# Regulative Principle of Worship - complete worship



## panta dokimazete (Mar 25, 2007)

This is a compilation of a couple other posts from another thread that I wanted to capture and discuss.

I wanted to title this - "The Regulative Principle of Worship - spirit, truth and holiness" (title restriction), because I think a key understanding of the RPW is not only to focus on the negative aspects but also on the positive aspects.

That is - not focus soley on the "Thou shalt not", so as to restrict the worship of God in a narrow and legalistic way, but also focus on the requirement that we are to worship God as *completely* as He has commanded through Scripture, as well - heart, soul, mind, strength - and all that is tied to it.

*Regulate* does not mean legalistically *restrict* or *prohibit* - regulation helps to insure we do not abuse the liberty given and allow the freedom we have to be bounded by the Holy Spirit and Scripture. The HS and Scripture *combined* define worshipping in spirit and truth.

We must be careful not to create commandment where none exist, thus becoming one who would "strain at a gnat" of some invented stricture, thus "swallowing the camel" of legalism just as the Pharisees did in their misguided zeal.

2 Corinthians 3:17
Now the Lord is the Spirit, and where the Spirit of the Lord is, there is liberty.
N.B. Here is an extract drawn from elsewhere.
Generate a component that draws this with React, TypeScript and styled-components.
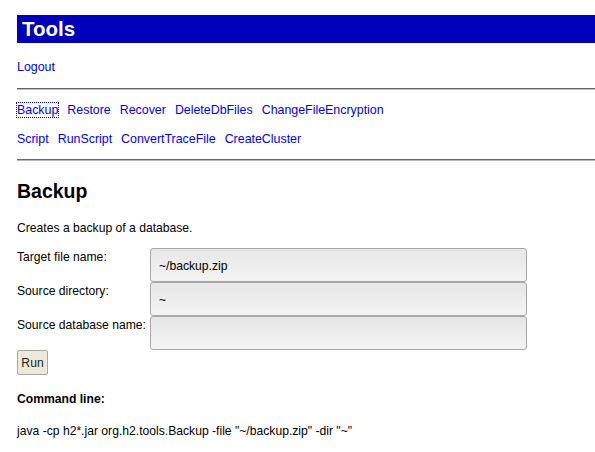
import React from "react";
import styled, { createGlobalStyle } from "styled-components";

const Global = createGlobalStyle`
  html, body { margin: 0; padding: 0; background: #fff; }
  body { font-family: "Liberation Sans", Arial, sans-serif; font-size: 12.15px; color: #000; }
`;

const Page = styled.div`
  display: flex;
  flex-direction: column;
  padding: 15px 0 0 17px;
  width: 578px;
`;

const Header = styled.h1`
  margin: 0;
  height: 28px;
  background: #0000bb;
  color: #fff;
  font-size: 20.5px;
  font-weight: bold;
  line-height: 28px;
  padding-left: 5px;
`;

const Link = styled.a<{ $focused?: boolean }>`
  color: #0000ff;
  text-decoration: none;
  font-size: 12.4px;
  line-height: 14px;
  outline: ${(p) => (p.$focused ? "1px dotted #0000ff" : "none")};
  outline-offset: 0px;
  cursor: pointer;
`;

const LogoutRow = styled.div`
  margin-top: 17px;
  height: 14px;
  display: flex;
`;

const Rule = styled.div<{ $top: number }>`
  margin-top: ${(p) => p.$top}px;
  height: 0;
  border-top: 1px solid #666;
  border-bottom: 1px solid #bbb;
`;

const LinkRow = styled.div<{ $top: number }>`
  margin-top: ${(p) => p.$top}px;
  display: flex;
  gap: 9px;
  height: 14px;
`;

const Title = styled.h2`
  margin: 19px 0 0 0;
  font-size: 19.5px;
  font-weight: bold;
  line-height: 22px;
`;

const Desc = styled.p`
  margin: 19px 0 0 0;
  line-height: 14px;
`;

const Form = styled.div`
  margin-top: 13px;
  display: grid;
  grid-template-columns: 133px 377px;
  row-gap: 0;
`;

const Label = styled.div`
  padding-top: 2px;
  line-height: 14px;
  white-space: nowrap;
`;

const Input = styled.input`
  box-sizing: border-box;
  width: 377px;
  height: 34px;
  margin: 0;
  border: 1px solid #a8a8a8;
  border-radius: 3px;
  background: linear-gradient(#e6e6e6, #f4f4f4);
  font-family: "Liberation Sans", Arial, sans-serif;
  font-size: 12.15px;
  color: #000;
  padding: 2px 8px 0 8px;
  outline: none;
`;

const RunButton = styled.button`
  align-self: flex-start;
  margin-top: 0;
  width: 31px;
  height: 25px;
  padding: 0;
  border: 1px solid #a8a8a0;
  border-radius: 2px;
  background: #ece9d8;
  font-family: "Liberation Sans", Arial, sans-serif;
  font-size: 12.15px;
  color: #222;
`;

const CmdLabel = styled.div`
  margin-top: 17px;
  font-weight: bold;
  line-height: 14px;
`;

const CmdText = styled.div`
  margin-top: 18px;
  line-height: 14px;
`;

export default function App() {
  const row1 = ["Backup", "Restore", "Recover", "DeleteDbFiles", "ChangeFileEncryption"];
  const row2 = ["Script", "RunScript", "ConvertTraceFile", "CreateCluster"];
  return (
    <>
      <Global />
      <Page>
        <Header>Tools</Header>
        <LogoutRow>
          <Link>Logout</Link>
        </LogoutRow>
        <Rule $top={14} />
        <LinkRow $top={13}>
          {row1.map((t, i) => (
            <Link key={t} $focused={i === 0}>{t}</Link>
          ))}
        </LinkRow>
        <LinkRow $top={15}>
          {row2.map((t) => (
            <Link key={t}>{t}</Link>
          ))}
        </LinkRow>
        <Rule $top={13} />
        <Title>Backup</Title>
        <Desc>Creates a backup of a database.</Desc>
        <Form>
          <Label>Target file name:</Label>
          <Input defaultValue="~/backup.zip" />
          <Label>Source directory:</Label>
          <Input defaultValue="~" />
          <Label>Source database name:</Label>
          <Input defaultValue="" />
        </Form>
        <RunButton>Run</RunButton>
        <CmdLabel>Command line:</CmdLabel>
        <CmdText>java -cp h2*.jar org.h2.tools.Backup -file "~/backup.zip" -dir "~"</CmdText>
      </Page>
    </>
  );
}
Lest we forget - liberty is bounded *freedom* and in the case of Christians, we are bounded by the Holy Spirit and Scripture. Christ's public ministry began by first proclaiming freedom. He then demonstrated the bounds of this freedom with His life and teaching, then prompting the men who would record His actions and significant teachings through the Holy Spirit.
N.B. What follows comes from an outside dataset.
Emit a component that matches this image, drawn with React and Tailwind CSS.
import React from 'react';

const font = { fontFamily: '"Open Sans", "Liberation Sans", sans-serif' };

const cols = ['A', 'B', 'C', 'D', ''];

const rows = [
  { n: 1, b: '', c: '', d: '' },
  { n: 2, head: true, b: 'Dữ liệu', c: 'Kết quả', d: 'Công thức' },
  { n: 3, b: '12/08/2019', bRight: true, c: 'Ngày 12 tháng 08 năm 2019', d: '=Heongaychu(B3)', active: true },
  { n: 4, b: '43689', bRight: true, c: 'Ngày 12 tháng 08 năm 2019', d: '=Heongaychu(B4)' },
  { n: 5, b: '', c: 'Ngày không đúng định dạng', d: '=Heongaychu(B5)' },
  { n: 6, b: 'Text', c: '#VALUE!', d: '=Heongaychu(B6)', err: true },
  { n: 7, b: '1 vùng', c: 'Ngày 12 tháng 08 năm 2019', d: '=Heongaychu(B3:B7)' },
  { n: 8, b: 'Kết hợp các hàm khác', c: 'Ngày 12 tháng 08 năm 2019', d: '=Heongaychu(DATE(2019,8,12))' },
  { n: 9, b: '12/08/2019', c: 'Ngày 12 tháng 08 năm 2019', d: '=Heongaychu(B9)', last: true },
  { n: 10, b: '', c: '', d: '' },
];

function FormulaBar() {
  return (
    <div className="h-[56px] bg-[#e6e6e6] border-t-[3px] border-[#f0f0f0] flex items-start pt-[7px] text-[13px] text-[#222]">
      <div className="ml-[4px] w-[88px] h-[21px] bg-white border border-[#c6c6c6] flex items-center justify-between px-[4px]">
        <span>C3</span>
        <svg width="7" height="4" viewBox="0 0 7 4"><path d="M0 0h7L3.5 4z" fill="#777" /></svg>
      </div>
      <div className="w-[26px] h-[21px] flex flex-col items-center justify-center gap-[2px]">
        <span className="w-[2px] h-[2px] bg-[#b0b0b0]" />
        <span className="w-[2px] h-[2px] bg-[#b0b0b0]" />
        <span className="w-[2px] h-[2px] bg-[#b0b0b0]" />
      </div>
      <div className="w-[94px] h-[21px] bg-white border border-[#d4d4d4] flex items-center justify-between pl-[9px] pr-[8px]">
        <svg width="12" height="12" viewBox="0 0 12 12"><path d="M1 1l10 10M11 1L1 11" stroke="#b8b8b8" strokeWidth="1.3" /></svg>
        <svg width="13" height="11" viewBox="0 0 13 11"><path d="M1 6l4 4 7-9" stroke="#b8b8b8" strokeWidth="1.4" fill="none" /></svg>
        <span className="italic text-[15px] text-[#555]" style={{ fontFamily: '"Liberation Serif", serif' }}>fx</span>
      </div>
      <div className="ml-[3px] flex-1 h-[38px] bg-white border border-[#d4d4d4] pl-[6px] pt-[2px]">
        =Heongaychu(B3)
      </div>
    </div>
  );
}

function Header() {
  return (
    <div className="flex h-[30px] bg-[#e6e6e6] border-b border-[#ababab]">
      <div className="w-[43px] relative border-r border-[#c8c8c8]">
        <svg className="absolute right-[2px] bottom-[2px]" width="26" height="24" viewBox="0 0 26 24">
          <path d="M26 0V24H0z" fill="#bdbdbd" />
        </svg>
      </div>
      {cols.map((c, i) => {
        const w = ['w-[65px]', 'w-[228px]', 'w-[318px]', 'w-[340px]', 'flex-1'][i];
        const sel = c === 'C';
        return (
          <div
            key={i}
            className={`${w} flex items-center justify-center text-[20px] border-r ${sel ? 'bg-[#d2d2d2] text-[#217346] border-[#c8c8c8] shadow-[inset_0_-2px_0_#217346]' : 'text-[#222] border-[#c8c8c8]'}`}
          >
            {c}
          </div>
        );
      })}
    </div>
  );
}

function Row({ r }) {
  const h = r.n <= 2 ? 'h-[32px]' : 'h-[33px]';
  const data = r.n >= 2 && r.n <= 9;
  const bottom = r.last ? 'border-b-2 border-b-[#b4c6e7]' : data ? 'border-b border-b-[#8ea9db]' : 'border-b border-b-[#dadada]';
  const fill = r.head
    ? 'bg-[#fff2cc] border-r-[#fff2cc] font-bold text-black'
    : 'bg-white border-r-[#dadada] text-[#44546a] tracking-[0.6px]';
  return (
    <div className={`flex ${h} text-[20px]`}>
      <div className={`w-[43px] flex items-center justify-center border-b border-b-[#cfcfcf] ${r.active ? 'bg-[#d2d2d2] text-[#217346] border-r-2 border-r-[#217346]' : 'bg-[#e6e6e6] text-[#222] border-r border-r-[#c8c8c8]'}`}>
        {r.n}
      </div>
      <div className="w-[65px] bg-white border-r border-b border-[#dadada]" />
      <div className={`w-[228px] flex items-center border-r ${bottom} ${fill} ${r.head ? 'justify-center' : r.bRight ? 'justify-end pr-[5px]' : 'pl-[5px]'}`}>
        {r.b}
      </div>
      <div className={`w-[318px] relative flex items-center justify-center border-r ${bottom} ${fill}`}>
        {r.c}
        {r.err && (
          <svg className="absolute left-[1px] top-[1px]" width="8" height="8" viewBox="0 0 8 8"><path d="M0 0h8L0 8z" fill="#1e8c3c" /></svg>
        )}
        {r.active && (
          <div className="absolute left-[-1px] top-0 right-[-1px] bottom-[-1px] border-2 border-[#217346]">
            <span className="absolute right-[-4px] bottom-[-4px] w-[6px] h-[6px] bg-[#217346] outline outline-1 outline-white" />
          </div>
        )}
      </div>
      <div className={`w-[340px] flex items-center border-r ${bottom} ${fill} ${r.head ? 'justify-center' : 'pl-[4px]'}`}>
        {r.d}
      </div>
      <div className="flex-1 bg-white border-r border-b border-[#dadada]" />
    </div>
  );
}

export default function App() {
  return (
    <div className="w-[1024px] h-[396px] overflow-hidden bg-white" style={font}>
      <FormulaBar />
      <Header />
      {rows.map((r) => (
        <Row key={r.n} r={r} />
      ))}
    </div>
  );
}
The RPW is a wonderful guiding principle, but we must be careful not to turn it into a heavy yoke. In the areas Scripture is clear - clear adherence is mandated - where it is not so clear - there is liberty. That is - liberty within the boundaries of the Scriptural mandate - what I believe has been determined as *"circumstantial"*.



> 1 Chronicles 16:29
> Ascribe to the LORD the glory due his name;bring an offering and come before him!Worship the LORD in the splendor of holiness
> 
> Psalm 29:2
> ...



Finally - holiness - as evidentiated most clearly by our Lord and Saviour - is not iterating out every rule that could possibly be implied from Scripture and adhering legalistically to it.
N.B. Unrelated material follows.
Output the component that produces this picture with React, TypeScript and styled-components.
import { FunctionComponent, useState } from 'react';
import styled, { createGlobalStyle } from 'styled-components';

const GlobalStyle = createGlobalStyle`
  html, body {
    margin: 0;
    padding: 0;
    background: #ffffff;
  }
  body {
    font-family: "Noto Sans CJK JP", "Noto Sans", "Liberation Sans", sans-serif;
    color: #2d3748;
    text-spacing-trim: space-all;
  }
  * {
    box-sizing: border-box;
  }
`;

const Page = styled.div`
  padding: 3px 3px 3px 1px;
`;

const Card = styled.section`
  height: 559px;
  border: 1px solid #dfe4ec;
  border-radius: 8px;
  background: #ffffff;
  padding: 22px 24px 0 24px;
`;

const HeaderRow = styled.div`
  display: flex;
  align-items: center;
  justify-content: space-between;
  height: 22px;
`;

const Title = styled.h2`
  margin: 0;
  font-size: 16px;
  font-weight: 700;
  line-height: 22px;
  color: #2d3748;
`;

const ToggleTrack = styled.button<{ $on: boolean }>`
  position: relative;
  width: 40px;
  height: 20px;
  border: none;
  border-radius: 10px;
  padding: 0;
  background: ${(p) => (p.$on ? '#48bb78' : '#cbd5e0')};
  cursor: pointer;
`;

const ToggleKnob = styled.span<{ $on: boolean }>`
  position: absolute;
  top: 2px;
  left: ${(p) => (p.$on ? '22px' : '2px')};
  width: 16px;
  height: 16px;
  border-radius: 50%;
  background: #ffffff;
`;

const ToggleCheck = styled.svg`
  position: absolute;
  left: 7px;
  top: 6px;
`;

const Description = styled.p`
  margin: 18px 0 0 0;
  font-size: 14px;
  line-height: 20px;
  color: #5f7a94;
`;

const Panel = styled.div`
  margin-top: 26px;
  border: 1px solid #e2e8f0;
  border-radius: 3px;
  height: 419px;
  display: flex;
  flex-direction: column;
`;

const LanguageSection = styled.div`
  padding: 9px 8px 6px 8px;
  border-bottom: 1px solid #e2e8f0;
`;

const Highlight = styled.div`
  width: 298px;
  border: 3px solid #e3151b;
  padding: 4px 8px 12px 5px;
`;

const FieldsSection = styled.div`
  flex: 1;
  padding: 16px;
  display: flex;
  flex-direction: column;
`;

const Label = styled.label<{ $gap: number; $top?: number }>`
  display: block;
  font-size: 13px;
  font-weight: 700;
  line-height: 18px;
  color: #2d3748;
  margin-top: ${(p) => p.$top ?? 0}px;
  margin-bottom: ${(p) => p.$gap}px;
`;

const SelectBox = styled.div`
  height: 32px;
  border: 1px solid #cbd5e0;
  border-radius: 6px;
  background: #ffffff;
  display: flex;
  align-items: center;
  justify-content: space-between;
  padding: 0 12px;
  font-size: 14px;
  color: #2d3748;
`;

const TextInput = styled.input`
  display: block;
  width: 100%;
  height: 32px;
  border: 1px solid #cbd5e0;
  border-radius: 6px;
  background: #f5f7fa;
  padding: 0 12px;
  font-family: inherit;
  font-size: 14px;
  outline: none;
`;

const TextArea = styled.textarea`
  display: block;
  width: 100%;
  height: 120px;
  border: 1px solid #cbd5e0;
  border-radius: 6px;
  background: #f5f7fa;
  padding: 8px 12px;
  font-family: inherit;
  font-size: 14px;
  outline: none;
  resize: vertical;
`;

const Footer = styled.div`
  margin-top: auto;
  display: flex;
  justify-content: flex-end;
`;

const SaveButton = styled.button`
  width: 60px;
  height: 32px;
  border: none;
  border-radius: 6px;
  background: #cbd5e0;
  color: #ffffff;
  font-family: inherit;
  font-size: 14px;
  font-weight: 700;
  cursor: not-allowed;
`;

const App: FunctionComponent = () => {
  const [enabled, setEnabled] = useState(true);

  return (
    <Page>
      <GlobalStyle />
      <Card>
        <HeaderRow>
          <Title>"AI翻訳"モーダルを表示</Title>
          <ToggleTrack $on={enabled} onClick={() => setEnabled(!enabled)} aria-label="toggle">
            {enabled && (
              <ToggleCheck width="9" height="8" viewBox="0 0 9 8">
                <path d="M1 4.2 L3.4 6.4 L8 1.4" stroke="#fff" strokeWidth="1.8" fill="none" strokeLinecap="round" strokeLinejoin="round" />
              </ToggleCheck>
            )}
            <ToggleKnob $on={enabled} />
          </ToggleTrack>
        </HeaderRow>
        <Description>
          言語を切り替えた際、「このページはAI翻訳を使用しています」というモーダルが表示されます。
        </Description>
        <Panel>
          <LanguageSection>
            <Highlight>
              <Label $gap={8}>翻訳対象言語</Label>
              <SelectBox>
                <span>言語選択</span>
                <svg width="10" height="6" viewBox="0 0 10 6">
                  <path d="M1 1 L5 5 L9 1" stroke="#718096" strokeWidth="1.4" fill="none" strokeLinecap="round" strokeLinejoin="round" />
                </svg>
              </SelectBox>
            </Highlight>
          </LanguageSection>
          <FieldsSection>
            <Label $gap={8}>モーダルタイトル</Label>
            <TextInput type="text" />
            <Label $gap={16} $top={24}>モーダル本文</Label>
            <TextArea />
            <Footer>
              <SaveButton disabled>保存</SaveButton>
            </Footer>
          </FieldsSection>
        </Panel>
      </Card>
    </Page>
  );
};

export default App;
Holiness for us is worshipping God in Spirit and truth...and where the Spirit of Lord is there is liberty. Again - Liberty is *freedom* within the boundaries of the Holy Spirit and Scripture. It is *not* in the polar extremes of licentiousness anarchy or Pharisaical legalism.


----------



## panta dokimazete (Mar 26, 2007)

Hey! Obviously a topic of interest to many! 

Maybe too big a ... 

So - I've done what so many do with items that interest them...I blogged it.  

Blessings!


----------



## fredtgreco (Mar 26, 2007)

Posted a comment on your blog.


----------



## panta dokimazete (Mar 26, 2007)

fredtgreco said:


> Posted a comment on your blog.



cool! great comment, too! 

Thanks!


----------



## JohnV (Mar 26, 2007)

JD:

I think you're on the right track. Some of the things, though, that you include in "liberty" are actually liberties that are commanded. There are also commandments within those liberties that we may still be guided by principles of the Word. We are to pray, or example, but there are things we are commanded not to pray for. We are not to pray for things that we desire to spend upon ourselves, but we are to pray for our own and others' specific needs. 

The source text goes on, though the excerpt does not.